Where is there train station?
Where is there departure gate/platform?
Where is there museum?
All of those set up as "nar yoh ____?"
And of course now that we're back in the US, we still use Chinese expressions sometimes. This is just one of those weird things my husband and I do, and we do with lots of our trips and foreign expressions. I'd say more than 50% of the time that I say "thank you" to my husband, I say it in Bosnian ("havala") and he responds in Bosnian with "you're welcome" ("naymahnahchaymu"). Anytime I need to say to him "I need to speak with" (or something similar), I say it in Russian ("munyah nooznah pahvahgahreets"). So of course I keep using Chinese expressions. Probably my most frequent choice is why ("wayshunmuh"). In fact, pretty much every time I have to ask my husband why, I ask in Chinese.
When we were home for Christmas, totally unplanned, I busted out my best ever Chinese joke when I was trying to figure out where my mother was.

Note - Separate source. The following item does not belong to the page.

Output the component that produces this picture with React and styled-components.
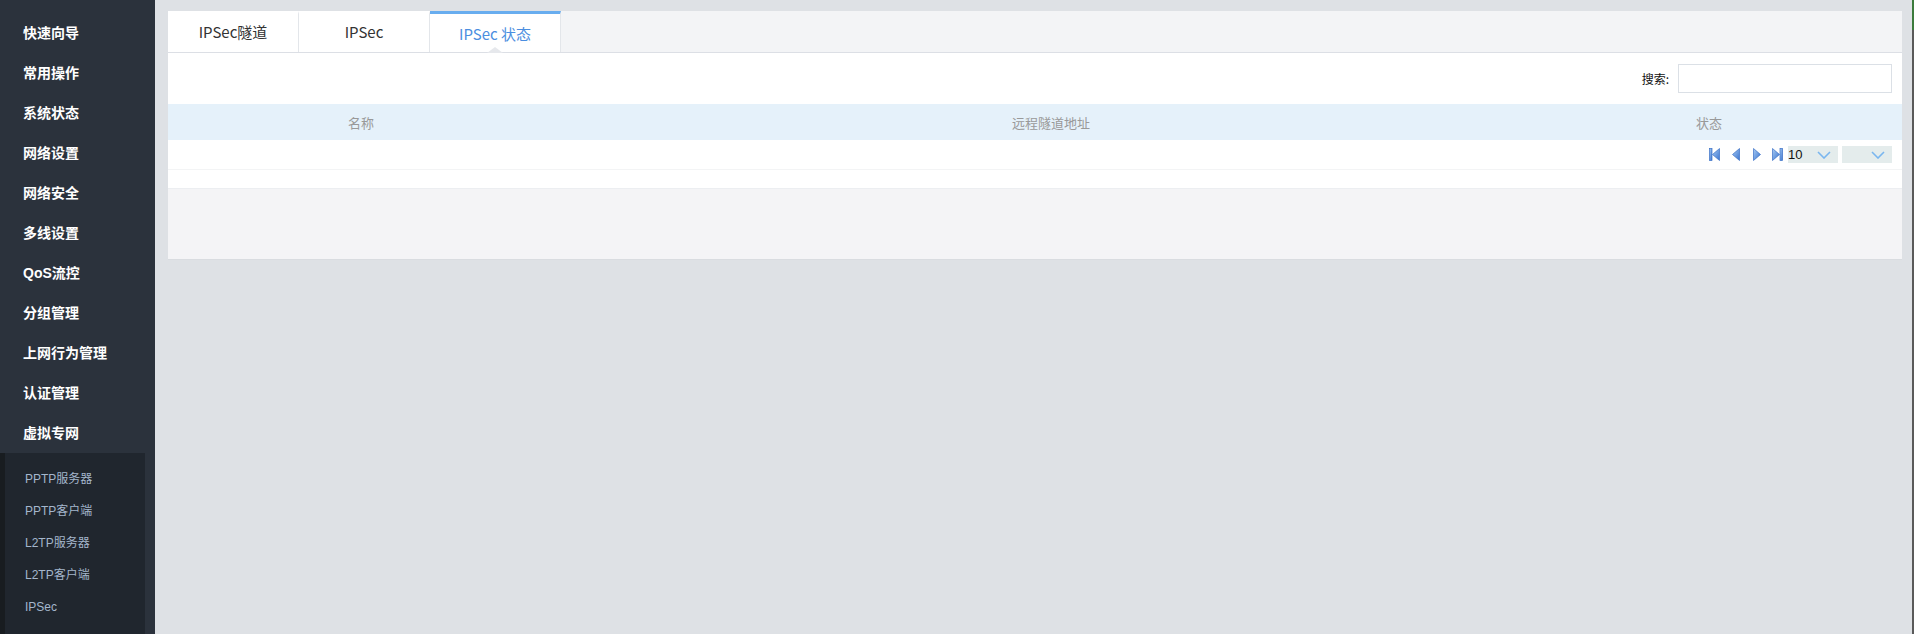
import React from "react";
import styled, { createGlobalStyle } from "styled-components";

const Global = createGlobalStyle`
  html, body { margin: 0; padding: 0; height: 634px; overflow: hidden; }
  body { font-family: "Noto Sans CJK SC", "Microsoft YaHei", sans-serif; background: #dee1e5; }
  #root { height: 634px; }
`;

const Page = styled.div`
  display: flex;
  height: 634px;
`;

const Sidebar = styled.nav`
  width: 155px;
  flex-shrink: 0;
  background: #2b323c;
  padding-top: 13px;
  box-sizing: border-box;
  display: flex;
  flex-direction: column;
`;

const MenuItem = styled.div`
  height: 40px;
  line-height: 40px;
  padding-left: 23px;
  color: #ffffff;
  font-size: 14px;
  font-weight: bold;
  font-family: "Liberation Sans", "Noto Sans CJK SC", sans-serif;
`;

const SubMenu = styled.div`
  width: 145px;
  flex: 1;
  background: #20262e;
  border-left: 5px solid #181c20;
  box-sizing: border-box;
  padding-top: 10px;
`;

const SubItem = styled.div`
  height: 32px;
  line-height: 32px;
  padding-left: 20px;
  color: #a4b6cc;
  font-size: 12px;
  font-family: "Liberation Sans", "Noto Sans CJK SC", sans-serif;
`;

const Main = styled.main`
  flex: 1;
  padding: 11px 10px 0 13px;
  box-sizing: border-box;
`;

const EdgeStrip = styled.div`
  width: 2px;
  flex-shrink: 0;
  background: linear-gradient(#3c7b3c 0, #3c7b3c 30px, #5a5a5a 30px);
`;

const Card = styled.section`
  background: #ffffff;
  display: flex;
  flex-direction: column;
`;

const TabBar = styled.div`
  display: flex;
  height: 42px;
  background: #f3f4f6;
  border-bottom: 1px solid #dcdfe5;
  box-sizing: border-box;
`;

const Tab = styled.div`
  position: relative;
  width: 131px;
  box-sizing: border-box;
  background: #ffffff;
  border-right: 1px solid #e3e6ea;
  border-top: 3px solid ${p => (p.$active ? "#68adef" : "#ffffff")};
  color: ${p => (p.$active ? "#4b8ee0" : "#333333")};
  font-size: 15px;
  display: flex;
  align-items: center;
  justify-content: center;
  padding-bottom: ${p => (p.$active ? "0" : "3px")};
  ${p =>
    p.$active &&
    `
    &::after {
      content: "";
      position: absolute;
      left: 50%;
      bottom: -1px;
      margin-left: -8px;
      border-left: 8px solid transparent;
      border-right: 8px solid transparent;
      border-bottom: 6px solid #e6e8ec;
    }
  `}
`;

const Toolbar = styled.div`
  height: 51px;
  display: flex;
  align-items: center;
  justify-content: flex-end;
  padding-right: 10px;
  gap: 9px;
`;

const SearchLabel = styled.label`
  font-size: 12px;
  font-weight: normal;
  color: #111;
`;

const SearchInput = styled.input`
  width: 214px;
  height: 29px;
  box-sizing: border-box;
  border: 1px solid #dbe0e6;
  outline: none;
  background: #fff;
`;

const HeadRow = styled.div`
  display: grid;
  grid-template-columns: 386px 994px 322px 1fr;
  height: 36px;
  background: #e5f1fa;
  align-items: center;
`;

const HeadCell = styled.div`
  text-align: center;
  color: #999999;
  font-size: 13px;
`;

const PagerRow = styled.div`
  height: 29px;
  border-bottom: 1px solid #f3f4f5;
  display: flex;
  align-items: center;
  justify-content: flex-end;
  padding-right: 10px;
`;

const PagerButton = styled.span`
  display: inline-flex;
  width: 21px;
  justify-content: center;
  align-items: center;
`;

const Select = styled.div`
  width: 50px;
  height: 17px;
  background: #e4ecec;
  display: flex;
  align-items: center;
  justify-content: space-between;
  box-sizing: border-box;
  padding: 0 7px 0 0;
  margin-left: ${p => p.$ml || 0}px;
  font-family: "Liberation Sans", sans-serif;
  font-size: 13px;
  color: #111;
`;

const Spacer = styled.div`
  height: 18px;
  background: #ffffff;
`;

const Footer = styled.div`
  height: 72px;
  background: #f4f4f6;
  border-top: 1px solid #eceef1;
  border-bottom: 1px solid #d9dce0;
  box-sizing: border-box;
`;

const Chevron = () => (
  <svg width="14" height="8" viewBox="0 0 14 8">
    <path d="M1 1 L7 7 L13 1" fill="none" stroke="#7ab6ef" strokeWidth="1.6" />
  </svg>
);

const PagerIcon = ({ kind }) => {
  const gid = `g-${kind}`;
  const grad = (
    <defs>
      <linearGradient id={gid} x1="0" y1="0" x2="1" y2="1">
        <stop offset="0" stopColor="#a7cbf4" />
        <stop offset="1" stopColor="#3a74cf" />
      </linearGradient>
    </defs>
  );
  const stroke = "#3a6fc6";
  if (kind === "first")
    return (
      <svg width="11" height="13" viewBox="0 0 11 13">
        {grad}
        <rect x="0.5" y="0.5" width="2.5" height="12" fill={`url(#${gid})`} stroke={stroke} strokeWidth="0.7" />
        <path d="M10.5 0.5 L3.5 6.5 L10.5 12.5 Z" fill={`url(#${gid})`} stroke={stroke} strokeWidth="0.7" />
      </svg>
    );
  if (kind === "prev")
    return (
      <svg width="8" height="13" viewBox="0 0 8 13">
        {grad}
        <path d="M7.5 0.5 L0.5 6.5 L7.5 12.5 Z" fill={`url(#${gid})`} stroke={stroke} strokeWidth="0.7" />
      </svg>
    );
  if (kind === "next")
    return (
      <svg width="8" height="13" viewBox="0 0 8 13">
        {grad}
        <path d="M0.5 0.5 L7.5 6.5 L0.5 12.5 Z" fill={`url(#${gid})`} stroke={stroke} strokeWidth="0.7" />
      </svg>
    );
  return (
    <svg width="11" height="13" viewBox="0 0 11 13">
      {grad}
      <path d="M0.5 0.5 L7.5 6.5 L0.5 12.5 Z" fill={`url(#${gid})`} stroke={stroke} strokeWidth="0.7" />
      <rect x="8" y="0.5" width="2.5" height="12" fill={`url(#${gid})`} stroke={stroke} strokeWidth="0.7" />
    </svg>
  );
};

const menu = ["快速向导", "常用操作", "系统状态", "网络设置", "网络安全", "多线设置", "QoS流控", "分组管理", "上网行为管理", "认证管理", "虚拟专网"];
const sub = ["PPTP服务器", "PPTP客户端", "L2TP服务器", "L2TP客户端", "IPSec"];

export default function App() {
  return (
    <Page>
      <Global />
      <Sidebar>
        {menu.map(m => (
          <MenuItem key={m}>{m}</MenuItem>
        ))}
        <SubMenu>
          {sub.map(s => (
            <SubItem key={s}>{s}</SubItem>
          ))}
        </SubMenu>
      </Sidebar>
      <Main>
        <Card>
          <TabBar>
            <Tab>IPSec隧道</Tab>
            <Tab>IPSec</Tab>
            <Tab $active>IPSec 状态</Tab>
          </TabBar>
          <Toolbar>
            <SearchLabel>搜索:</SearchLabel>
            <SearchInput />
          </Toolbar>
          <HeadRow>
            <HeadCell>名称</HeadCell>
            <HeadCell>远程隧道地址</HeadCell>
            <HeadCell>状态</HeadCell>
            <div />
          </HeadRow>
          <PagerRow>
            <PagerButton><PagerIcon kind="first" /></PagerButton>
            <PagerButton><PagerIcon kind="prev" /></PagerButton>
            <PagerButton><PagerIcon kind="next" /></PagerButton>
            <PagerButton><PagerIcon kind="last" /></PagerButton>
            <Select>10<Chevron /></Select>
            <Select $ml={4}><span /><Chevron /></Select>
          </PagerRow>
          <Spacer />
          <Footer />
        </Card>
      </Main>
      <EdgeStrip />
    </Page>
  );
}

I didn't learn familial relation words in Chinese (other than husband and wife) since I didn't think they'd be relevant, so of course I had to use the English word for mom.
So I asked my husband: "Nar yoh mama?"
Since it came out with "yo mama" in it, it totally cracked us up. Like seriously, laughing way too hard. No one else in my family thought it was quite as funny as we did.
And now that I'm in Pittsburgh visiting the in-laws, I get to use the joke again and again, pretty much every time I don't know where my mother-in-law is.
Ahahahahaha. (Did you know that's how they write laughter in Italian? Instead of starting with the H and going hahahaha, they start with the A.)
Guess you had to be there. No idea why I shared that story. Maybe there is one other person who would know a little Chinese but enough English to remember "yo mama" and would also find it absolutely hilarious.
My very own joke. Wonder if anyone else has ever laughed at that.
yo mama :)
ReplyDeleteI can appreciate a good Chinese/English pun.
A friend of mine was dating a Japanese man who was invited to a family dinner. The parents kept on saying "ne ge" (that) and the bf was thought they were saying the N word and was mortified.
Some things definitely get lost in translation :)
Have a wonderful weekend!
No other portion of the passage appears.